Walter Gropius founded the Bauhaus in 1919 in Weimar. It became in the 1920s a centre of modern design art in Germany. According to its theorists, art and design were to be integrated in daily life. The philosophy of the Bauhaus was socialist inspired. Walter Gropius wanted artists to create pieces of art that were practical and not expensive. The Bauhaus style was simple, geometric, and rational. In painting it was a school for decoration and design.
The German Nazis closed the Bauhaus in 1933, because it came to present for them a source of communist intellectualism.
Painters that worked at the Bauhaus were Paul Klee, Wassily Kandinsky, Hans Albers, and Moholi-Nagy.

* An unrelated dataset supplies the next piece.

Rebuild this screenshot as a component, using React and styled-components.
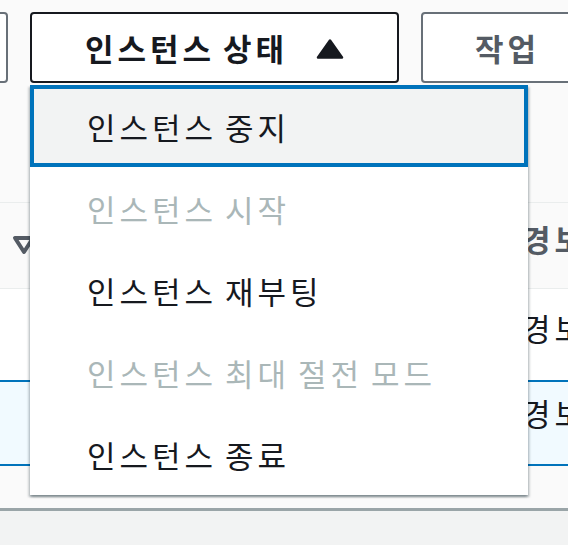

Orphism was a tendency towards abstract painting that lasted in Paris from 1911 to about 1914. The movement received its name by Guillaume Appolinaire in 1912. Appolinaire called "orphic cubism" the art form that evolved from Cubism to completely abstract forms.
Orphism relied on form and colour only to communicate meaning and emotion. Orphists tried to express various states of consciousness through non-figurative painting. The artists sought to represent the inner world through undulating images. Circular forms were the basic structures of Orphist painting. Orphists expressed a mystic intuition of the inner nature of objects. They started first from figurative images, and then evolved to abstract shapes. Their evolution to abstract art was a means to reveal the content of the inner consciousness of the artist.
As Orphism we also consider a movement called "Synchromism". This was a style that was contemporary to Orphism, and that was very similar to it, but its painters claimed it to be an independent evolution from Orphism.
Synchronism painters were Stanton McDonald-Wright (1890-1933) and Morgan Russell (1886-1953).
Orphist artists were Fernand Léger, Francis Picabia, Robert Delaunay, Sonia Delaunay-Teck, and Frantisek Kupka.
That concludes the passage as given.